Paleoclimate variability in the Mediterranean region during the last 1.4 Ma and a new multiproxy approach using trace metal isotopes for more quantitative estimates of climate-human-landscape interactions
Who: Alex Franke from the University of Wollongong
When: Friday 2nd March, 3-4 pm,
Where: Mawson Lecture Theatre, Mawson Building, University of Adelaide.
The Mediterranean region and its characteristic climate with hot and dry summers and mild and wet winters is highly sensitive to natural and human accelerated climate change. In particular humidity plays a pivotal role for landscape evolution, plant growth, and the habitability of the Mediterranean region. However, IPCC climate predictions still show contrasting results for future spatial and temporal rainfall distributions. This raises two main questions, which are (a) what are the main drives of rainfall variability in the Mediterranean region and (b), how does soil erosion and development respond to climate forcing and anthropogenic land use.
These questions have been addressed within the scope of extensive research at Lake Ohrid, located at the border between Macedonia and Albania. Lake Ohrid is considered to be the oldest lake of Europe and provides a highly resolved, continuous paleoclimate archive for the last ~1.3 Million years. Under the umbrella of the ICDP (International Scientific Drilling Program) SCOPSCO project (Scientific Collaboration on Past Speciation Condition in Ohrid), more than 2,400 m of sediments were recovered from Lake Ohrid during a drilling campaign in early 2013. Extensive proxy datasets have become available focusing on the past ~630 kyrs and sedimentary, stable isotope, and pollen data reflect a higher amplitude in glacial/interglacial climate variability and increasing aridity since ~290ka. Current paleoclimatic research focuses on enhanced rainfall in responds to low latitude precession forcing and higher sea surface temperatures in the Mediterranean Sea.

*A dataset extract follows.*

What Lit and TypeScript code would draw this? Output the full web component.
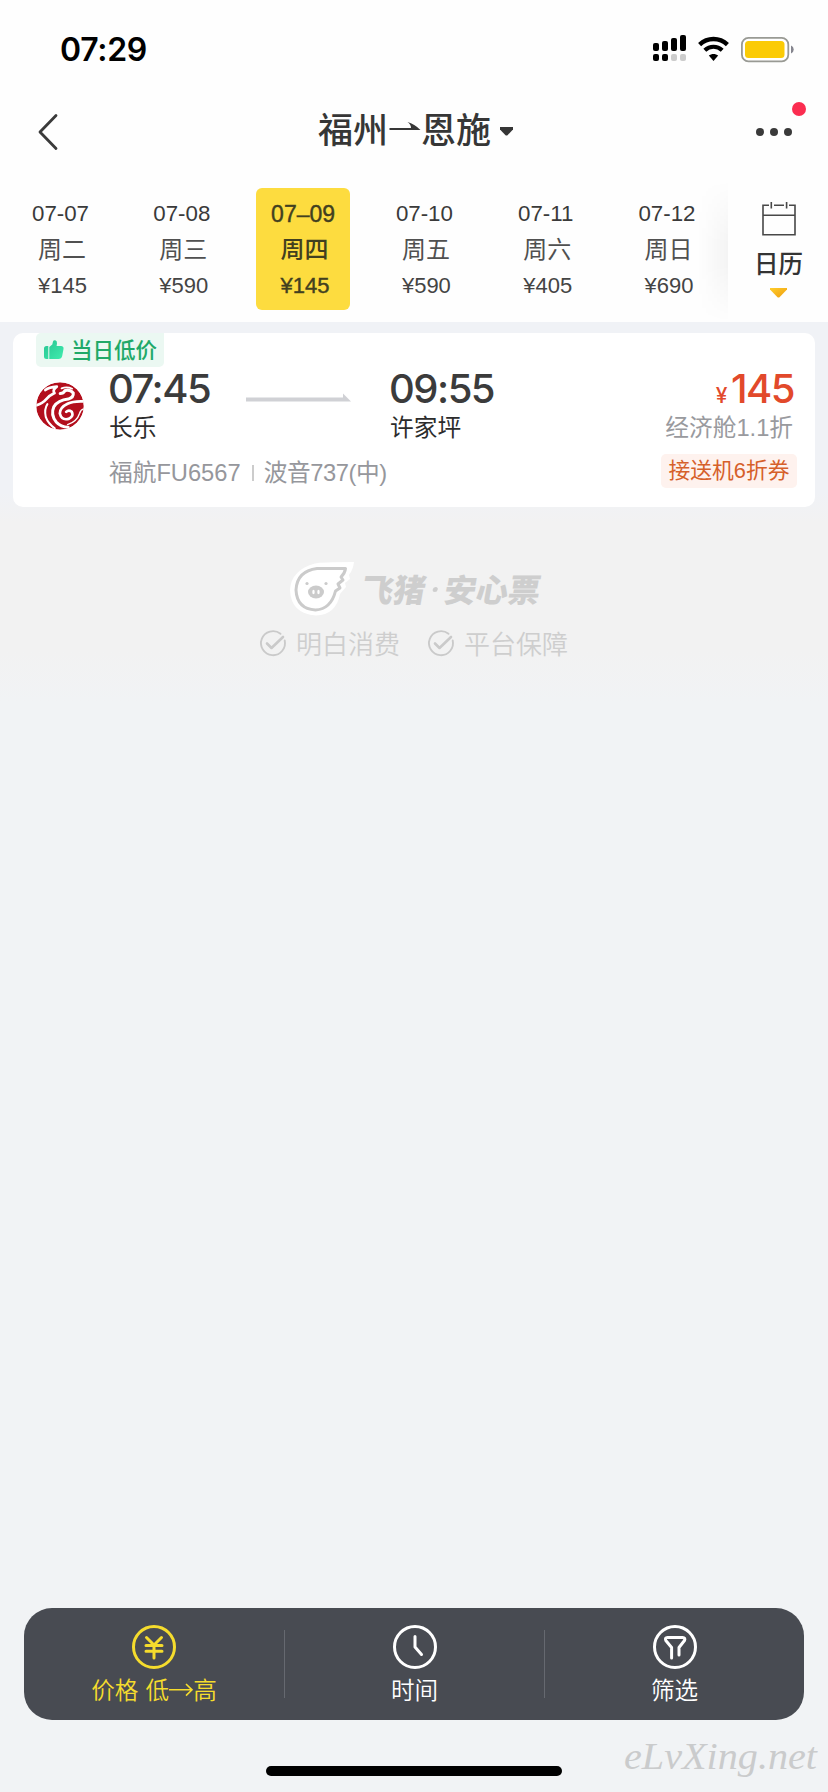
import { LitElement, html, css, svg } from "lit";
import { customElement } from "lit/decorators.js";
import { classMap } from "lit/directives/class-map.js";

const shared = css`
  :host { display: block; box-sizing: border-box; }
  * { box-sizing: border-box; }
  svg { display: block; overflow: visible; }
`;

@customElement("status-bar")
class StatusBar extends LitElement {
  static styles = [shared, css`
    :host { height: 90px; padding: 29px 34px 0 60px; display: flex; justify-content: space-between; }
    .clock { font: 600 32px/42px Inter, sans-serif; color: #000; letter-spacing: -0.3px; }
    .icons { display: flex; gap: 12px; padding-top: 6px; }
  `];
  render() {
    return html`
      <span class="clock">07:29</span>
      <div class="icons">
        <svg width="33" height="28" viewBox="0 0 33 28">
          <rect x="0" y="8" width="6" height="8" rx="2" />
          <rect x="9" y="6" width="6" height="10" rx="2" />
          <rect x="18" y="3" width="6" height="13" rx="2" />
          <rect x="27" y="0" width="6" height="16" rx="2" />
          <rect x="0" y="19" width="6" height="7" rx="2" />
          <rect x="9" y="19" width="6" height="7" rx="2" />
          <rect x="18" y="19" width="6" height="7" rx="2" fill="#ccc" />
          <rect x="27" y="19" width="6" height="7" rx="2" fill="#ccc" />
        </svg>
        <svg width="31" height="28" viewBox="0 0 31 28">
          <path d="M1.6 9.6C9.4 2.2 21.6 2.2 29.4 9.6" fill="none" stroke="#000" stroke-width="4.4" />
          <path d="M6.8 15.2C11.8 10.6 19.2 10.6 24.2 15.2" fill="none" stroke="#000" stroke-width="4.2" />
          <path d="M10.8 20.6C13.5 18.3 17.5 18.3 20.2 20.6L15.5 26Z" />
        </svg>
        <svg width="53" height="28" viewBox="0 0 53 28">
          <rect x="0.9" y="2.9" width="46.4" height="23.4" rx="6.5" fill="#fff" stroke="#999a94" stroke-width="1.8" />
          <rect x="4" y="6" width="39.5" height="17" rx="3.5" fill="#fbcb05" />
          <path d="M50 10.5Q52.7 11.6 52.7 14.6T50 18.6Z" fill="#85858e" />
        </svg>
      </div>`;
  }
}

@customElement("nav-header")
class NavHeader extends LitElement {
  static styles = [shared, css`
    :host { height: 90px; padding: 0 22px 0 38px; display: grid; grid-template-columns: 100px 1fr 100px; }
    .back { padding-top: 24px; }
    .title { display: flex; justify-content: center; align-items: flex-start; padding: 11.5px 13px 0 0; color: #363636;
      font: 500 35px/52px "Noto Sans CJK SC", sans-serif; }
    .arrow { margin: 20.5px 0 0 1px; }
    .caret { margin: 25.5px 0 0 9px; }
    .more { display: flex; flex-direction: column; align-items: flex-end; padding-top: 12px; }
    .dots { margin: 11px 14px 0 0; }
  `];
  render() {
    return html`
      <svg class="back" width="22" height="60" viewBox="0 0 22 36">
        <path d="M18 1.5L2 18L18 34.5" fill="none" stroke="#3a3a3a" stroke-width="2.8" stroke-linecap="round" stroke-linejoin="round" />
      </svg>
      <div class="title">
        <span>福州</span>
        <svg class="arrow" width="32" height="10" viewBox="0 0 32 10">
          <path d="M0.500 6H22Q22 2.500 18.500 0Q25.500 2 31.500 8H0.500Z" fill="#363636" />
        </svg>
        <span>恩施</span>
        <svg class="caret" width="13" height="9" viewBox="0 0 13 9">
          <path d="M0 0H13V2.5L7.5 8.2Q6.5 9 5.5 8.2L0 2.5Z" fill="#363636" />
        </svg>
      </div>
      <div class="more">
        <svg width="14" height="14" viewBox="0 0 14 14"><circle cx="7" cy="7" r="7" fill="#fb2d50" /></svg>
        <svg class="dots" width="36" height="10" viewBox="0 0 36 10">
          <circle cx="4" cy="5" r="4" fill="#3a3a3a" /><circle cx="18" cy="5" r="4" fill="#3a3a3a" /><circle cx="32" cy="5" r="4" fill="#3a3a3a" />
        </svg>
      </div>`;
  }
}

@customElement("date-strip")
class DateStrip extends LitElement {
  static styles = [shared, css`
    :host { height: 142px; display: flex; font-family: "Liberation Sans", "Noto Sans CJK SC", sans-serif; color: #444; }
    .days { flex: 1; display: grid; grid-template-columns: repeat(6, 121.3px); padding-top: 8px; position: relative; overflow: hidden; }
    .day { width: 94px; height: 122px; margin-left: 13.5px; border-radius: 6px; padding-top: 8px;
      display: flex; flex-direction: column; align-items: center; line-height: 36px; }
    .date { font-size: 22.3px; color: #3a3a3a; }
    .week { font-size: 24px; padding-left: 3px; color: #505050; }
    .fare { font-size: 22px; padding-left: 4px; }
    .active { background: #fddc3f; }
    .active .date, .active .week, .active .fare { color: #42401f; font-weight: 500; }
    .active .date, .active .fare { -webkit-text-stroke: 0.4px #42401f; }
    .active .date { font-size: 23px; }
    .shade { position: absolute; right: 0; top: 0; bottom: 0; width: 30px;
      background: linear-gradient(90deg, rgba(0,0,0,0), rgba(0,0,0,0.04));
      -webkit-mask-image: linear-gradient(180deg, transparent, #000 45%, #000 60%, transparent); }
    .calendar { width: 100px; padding: 22px 0 0 1px; display: flex; flex-direction: column; align-items: center; }
    .calendar b { font: 500 24.5px/36px "Noto Sans CJK SC", sans-serif; color: #333; margin-top: 8.5px; }
    .tri { margin-top: 7px; }
  `];
  private days = [
    ["07-07", "周二", "¥145"], ["07-08", "周三", "¥590"], ["07–09", "周四", "¥145"],
    ["07-10", "周五", "¥590"], ["07-11", "周六", "¥405"], ["07-12", "周日", "¥690"],
  ];
  render() {
    return html`
      <div class="days">
        ${this.days.map(([d, w, p], i) => html`
          <div class=${classMap({ day: true, active: i === 2 })}>
            <span class="date">${d}</span><span class="week">${w}</span><span class="fare">${p}</span>
          </div>`)}
        <div class="shade"></div>
      </div>
      <div class="calendar">
        <svg width="34" height="34" viewBox="0 0 34 34" fill="none" stroke="#484848" stroke-width="1.6">
          <path d="M7 3.2H1V32.8H33V3.2H27M12 3.2H22M1 13.3H33M9.3 0V6.6M24.6 0V6.6" />
        </svg>
        <b>日历</b>
        <svg class="tri" width="17" height="10" viewBox="0 0 17 10">
          <defs><linearGradient id="g" x1="0" y1="0" x2="1" y2="1"><stop offset="0" stop-color="#ffcd2b" /><stop offset="1" stop-color="#ee9d10" /></linearGradient></defs>
          <path d="M0 0H17V1.5L9.5 9.2Q8.5 10 7.5 9.2L0 1.5Z" fill="url(#g)" />
        </svg>
      </div>`;
  }
}

@customElement("flight-card")
class FlightCard extends LitElement {
  static styles = [shared, css`
    :host { margin: 11px 13px 0; height: 174px; background: #fff; border-radius: 10px; padding: 0 18px 0 23px;
      font-family: "Liberation Sans", "Noto Sans CJK SC", sans-serif; }
    .badge { display: flex; align-items: center; width: 128px; height: 34px; padding-left: 8px; gap: 7px;
      background: #ebf8f2; border-radius: 5px 0 5px 5px; color: #20a968;
      font: 500 21.5px/34px "Noto Sans CJK SC", sans-serif; white-space: nowrap; }
    .badge span { margin-top: -2px; }
    .main { display: grid; grid-template-columns: 73px 137px 144px 1fr auto; height: 76px; }
    .logo { padding-top: 15px; }
    .time, .price { height: 44px; font: 500 40px/44px Inter, sans-serif; white-space: nowrap; }
    .time { color: #3b3b3b; letter-spacing: -1.5px; margin-left: -1px; }
    .place, .cabin { font-size: 23.7px; line-height: 34px; }
    .place { color: #2c2c2c; }
    .line { padding-top: 26px; }
    .price { text-align: right; color: #e2492b; letter-spacing: -1.5px; margin-right: 3px; }
    .yen { font-size: 21px; line-height: 1; letter-spacing: 3.5px; }
    .cabin { text-align: right; color: #999a9e; padding-right: 4px; }
    .foot { display: flex; justify-content: space-between; padding-left: 73px; margin-top: 11px; }
    .info { display: flex; align-items: center; font-size: 23.7px; line-height: 36px; color: #96979c; padding-top: 1px; }
    .plane { letter-spacing: -0.4px; }
    .bar { width: 2px; height: 16px; background: #ccc; margin: 0 10px 0 11px; }
    .coupon { width: 136px; height: 34px; background: #fef2ee; border-radius: 5px; text-align: center;
      font-size: 21.8px; line-height: 34px; color: #d6602a; white-space: nowrap; }
  `];
  render() {
    return html`
      <div class="badge">
        <svg width="20" height="20" viewBox="0 0 20 20">
          <defs><linearGradient id="t" x1="0" y1="0" x2="1" y2="1"><stop offset="0" stop-color="#27c391" /><stop offset="1" stop-color="#3fedae" /></linearGradient></defs>
          <path d="M2.5 6H4.300V19H2.5Q0 19 0 16.5V8.500Q0 6 2.500 6ZM5.300 7L8.300 4.500L9 1.500Q9.500 0 11.200 0.300Q13.300 0.800 13 3.500L12.600 6H17Q20 6.300 19.500 9L18.200 16Q17.500 19 14.500 19H5.300Z" fill="url(#t)" />
        </svg>
        <span>当日低价</span>
      </div>
      <div class="main">
        <svg class="logo" width="48" height="63" viewBox="20 22 143 143" preserveAspectRatio="xMidYMax meet">
          <defs><clipPath id="c"><circle cx="91.500" cy="93.500" r="71" /></clipPath></defs>
          <g clip-path="url(#c)">
            <circle cx="91.500" cy="93.500" r="71" fill="#b30f1d" />
            <g fill="none" stroke="#fff" stroke-linecap="round" stroke-linejoin="round">
              <path d="M48 46Q58 38 82 36Q68 46 75 55Q60 62 50 74Q40 86 20 92" stroke-width="8" />
              <path d="M92 56Q102 56 106 48Q120 42 131 55Q133 68 116 73Q86 76 73 96Q63 119 80 141Q94 156 116 157" stroke-width="9" />
              <path d="M96 41Q112 35 128 42" stroke-width="5" />
              <path d="M54 88Q44 103 49 126Q56 146 76 160" stroke-width="6" />
              <path d="M164 80Q132 78 114 87Q91 98 91 116Q96 137 117 132Q134 124 126 110Q117 104 110 111" stroke-width="8" />
              <path d="M164 102Q153 104 150 115Q142 140 114 149" stroke-width="4" />
            </g>
          </g>
        </svg>
        <div><div class="time">07:45</div><div class="place">长乐</div></div>
        <svg class="line" width="105" height="35" viewBox="0 0 105 9">
          <path d="M0 4.500H97V0.500L105 8.500H0Z" fill="#d0d1d5" />
        </svg>
        <div><div class="time">09:55</div><div class="place">许家坪</div></div>
        <div><div class="price"><span class="yen">¥</span>145</div><div class="cabin">经济舱1.1折</div></div>
      </div>
      <div class="foot">
        <div class="info">福航FU6567<i class="bar"></i><span class="plane">波音737(中)</span></div>
        <div class="coupon">接送机6折券</div>
      </div>`;
  }
}

@customElement("brand-note")
class BrandNote extends LitElement {
  static styles = [shared, css`
    :host { padding-top: 55px; color: #cecece; font-family: "Noto Sans CJK SC", sans-serif; }
    .brand { display: flex; height: 54px; padding-left: 290px; gap: 8px; }
    .name { display: flex; align-items: center; font-size: 32px; font-weight: 900; line-height: 50px; height: 52px; transform: skewX(-10deg); white-space: nowrap; }
    .dot { width: 5px; height: 5px; border-radius: 50%; background: #cecece; margin: 2px 7px 0 7px; }
    .tips { display: flex; justify-content: center; gap: 28px; margin-top: 8px; }
    .tip { display: flex; align-items: center; gap: 10px; font-size: 26px; line-height: 38px; font-weight: 350; }
  `];
  private tip(label: string) {
    return html`<div class="tip">
      <svg width="26" height="26" viewBox="0 0 26 26" fill="none" stroke="#cacaca" stroke-linecap="round" stroke-linejoin="round">
        <path d="M20.500 3.800A12 12 0 1 0 24.700 10.500" stroke-width="1.900" />
        <path d="M7 13.500L11.500 18L23 7" stroke-width="2.600" />
      </svg><span>${label}</span></div>`;
  }
  render() {
    return html`
      <div class="brand">
        <svg width="64" height="54" viewBox="0 0 64 54">
          <path d="M25 1.500Q30 0 64 0Q63 8 59 13L60 17L55 21L56 25L50 32Q46 53 26 53.500Q1 52 0 28Q1 8 25 1.500Z" fill="#fff" />
          <path d="M27 6.500H55.500Q55 11 51 15L53 18L48 22L50 26L45.500 29Q41 47 25.500 48Q7 47 6 28Q7 9 27 6.500Z" fill="#fff" stroke="#cbcbcb" stroke-width="3" stroke-linejoin="round" />
          <ellipse cx="26" cy="30" rx="8" ry="6.500" fill="#cbcbcb" />
          <ellipse cx="23.500" cy="30" rx="1.200" ry="2.200" fill="#fff" /><ellipse cx="28.500" cy="30" rx="1.200" ry="2.200" fill="#fff" />
          <circle cx="17" cy="21.500" r="1.600" fill="#cbcbcb" /><circle cx="36" cy="21.500" r="1.600" fill="#cbcbcb" />
        </svg>
        <div class="name"><span>飞猪</span><i class="dot"></i><span>安心票</span></div>
      </div>
      <div class="tips">${this.tip("明白消费")}${this.tip("平台保障")}</div>`;
  }
}

@customElement("sort-bar")
class SortBar extends LitElement {
  static styles = [shared, css`
    :host { height: 112px; margin: 0 24px; background: #484b52; border-radius: 28px; display: grid; grid-template-columns: repeat(3, 1fr); }
    .item { display: flex; flex-direction: column; align-items: center; padding-top: 17px; color: #fff;
      font: 350 24px/36px "Noto Sans CJK SC", sans-serif; }
    .item + .item { border-left: 1px solid; border-image: linear-gradient(180deg, transparent 20%, #666970 20%, #666970 80%, transparent 80%) 1; }
    .on { color: #f5dc2d; }
    .label { margin-top: 2px; white-space: pre; font-size: 23.6px; word-spacing: 2px; }
    .label svg { display: inline-block; }
  `];
  private items = [
    { on: true, label: html`价格 低<svg width="24" height="14" viewBox="0 0 24 14" fill="none" stroke="currentColor" stroke-width="1.6"><path d="M0 4.800H23M17 -1L23 4.800L17 10.600" /></svg>高`,
      icon: svg`<path d="M14.500 12.500L22 20L29.500 12.500M22 20V33M14 20.500H30M14 26.300H30" />` },
    { on: false, label: "时间", icon: svg`<path d="M22 11.500V22L28.500 29.500" />` },
    { on: false, label: "筛选", icon: svg`<path d="M18.600 33V22.500L12.800 15.500Q11.600 12.500 14.500 12.500H29.500Q32.800 12.700 31.500 15.500L26 22.500V30" />` },
  ];
  render() {
    return this.items.map(i => html`
      <div class=${classMap({ item: true, on: i.on })}>
        <svg width="44" height="44" viewBox="0 0 44 44" fill="none" stroke="currentColor" stroke-width="3" stroke-linecap="round" stroke-linejoin="round">
          <circle cx="22" cy="22" r="20.500" />${i.icon}
        </svg>
        <span class="label">${i.label}</span>
      </div>`);
  }
}

@customElement("app-root")
class AppRoot extends LitElement {
  static styles = [shared, css`
    :host { display: flex; flex-direction: column; width: 828px; height: 1792px; background: #f1f3f5; position: relative; overflow: hidden; }
    .top { background: #fefefe; }
    .list { flex: 1; background: linear-gradient(180deg, #f0f2f6 0, #f0f2f6 170px, #f2f2f2 200px, #f2f2f2 330px, #f1f3f5 380px); }
    .home { width: 296px; height: 10px; border-radius: 5px; background: #000; margin: 46px auto 16px; }
    .mark { position: absolute; right: 8px; bottom: 11px; width: 198px; }
    .mark text { font: italic 500 38px "Liberation Serif", serif; fill: #cacbcc; }
  `];
  render() {
    return html`
      <div class="top">
        <status-bar></status-bar>
        <nav-header></nav-header>
        <date-strip></date-strip>
      </div>
      <div class="list">
        <flight-card></flight-card>
        <brand-note></brand-note>
      </div>
      <sort-bar></sort-bar>
      <div class="home"></div>
      <svg class="mark" height="42" viewBox="0 0 198 42"><text x="2" y="30" textLength="193" lengthAdjust="spacingAndGlyphs">eLvXing.net</text></svg>`;
  }
}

Extensive research has been carried out at Lake Ohrid in the last decade and consequently, its sedimentary environment is well understood. This makes Lake Ohrid also an excellent study site to further develop and improve the application of innovative trace element isotope proxies, which can provide more quantitative estimates into climate-human-landscape interactions. Uranium and lithium isotopes can be applied on the same sediment material, from which the climatic history was previously inferred by means of conventional proxy analyses, such as sedimentary, and (bio-)geochemical (CNS, XRF core scanning), pollen, or stable isotopes analyses. Uranium isotopes determine the time that has elapsed since physical and chemical weathering have formed detrital grains <63µm (i.e. the so-called comminution age). This provides insights into the “regolith residence time” of detrital matter, which is a measure for catchment erosion, and, as the weathering front in a soil profile continuously moves downwards over time, for erosion depth. Lithium isotopes fractionate during secondary clay mineral formation and thus, provide insights into soil development and silicate weathering intensities during the time of deposition.